Di particolare rilievo, nella manifestazione-regina, l'approdo alla finale di Madrid da parte dei nerazzurri allenati da José Mourinho, ben trentotto anni dopo l'ultima volta (sconfitti 2-0 dall'Ajax) e addirittura quarantacinque anni dopo aver vinto il loro secondo trofeo (1-0 sul Benfica).
Mai sconfitta fu più dolce del 1-0 incassato a Barcellona, contro i campioni in carica, al termine di una gara addirittura eroica per com'è stata condotta, in dieci per oltre un'ora in seguito alla sciocca espulsione di Thiago Motta. Nonostante l'inferiorità numerica e il clima incandescente, però, l'Inter ha saputo controllare la partita con la calma dei forti, dall'alto di una preparazione perfetta che ha permesso a tutti i giocatori di sapere sempre ciò che c'era da fare in qualunque momento e di fronte a qualsiasi difficoltà.

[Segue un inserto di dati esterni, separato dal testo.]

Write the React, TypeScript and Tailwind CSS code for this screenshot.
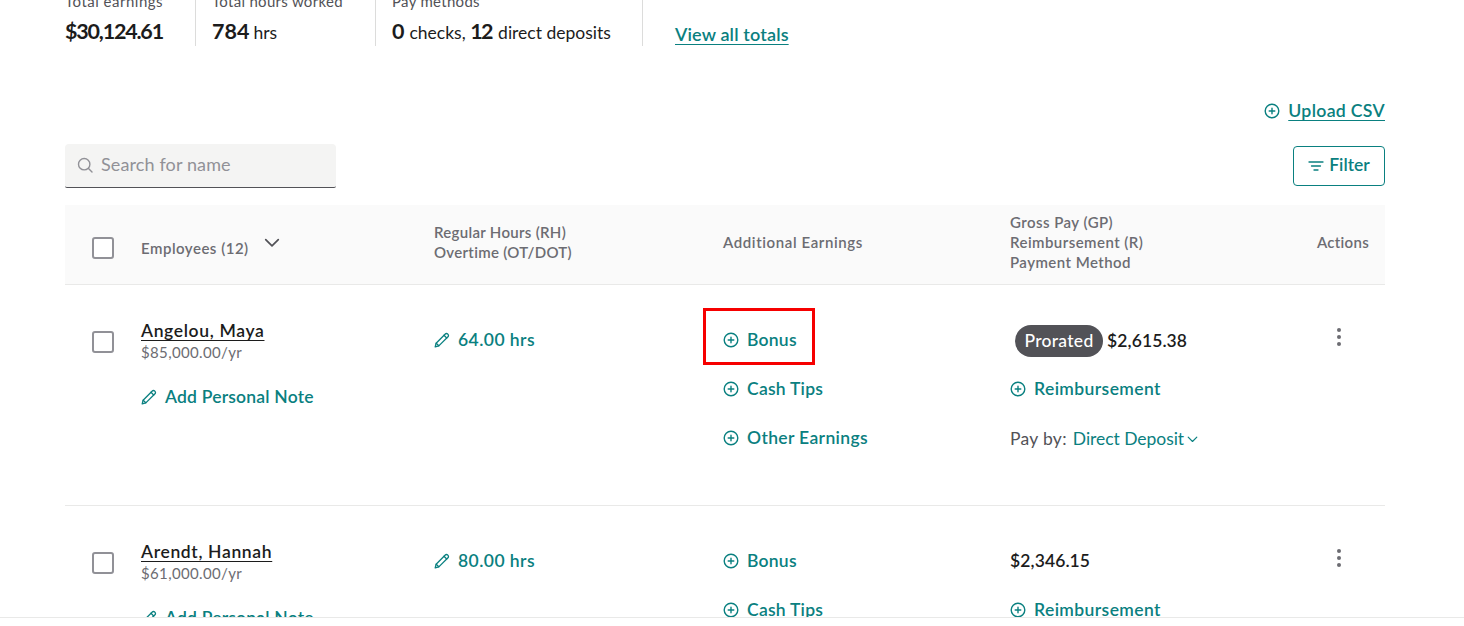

Il merito principale per l'approdo in finale dell'Inter va, certamente, attribuito a José Mourinho, che è realmente riuscito a cambiare, una volta per tutte, la mentalità europea della squadra, fornendole una sicurezza e un'autostima sconosciute fino allo scorso anno. E se a ciò si aggiunge un impianto di gioco e un progetto tecnico-tattico decisamente più adatti alle competizioni europee, grazie ai decisivi innesti estivi fortemente voluti dall'allenatore portoghese, allora il quadro può dirsi completo.
Adesso, però, dietro l'angolo c'è il Bayern Monaco di quella vecchia volpe di Louis van Gaal, ovvero uno dei maestri di Mourinho. E allora, sono certo che, sabato 22 maggio al Santiago Bernabeu, assisteremo a una vera e propria "guerra di cervelli" tra questi due grandi allenatori.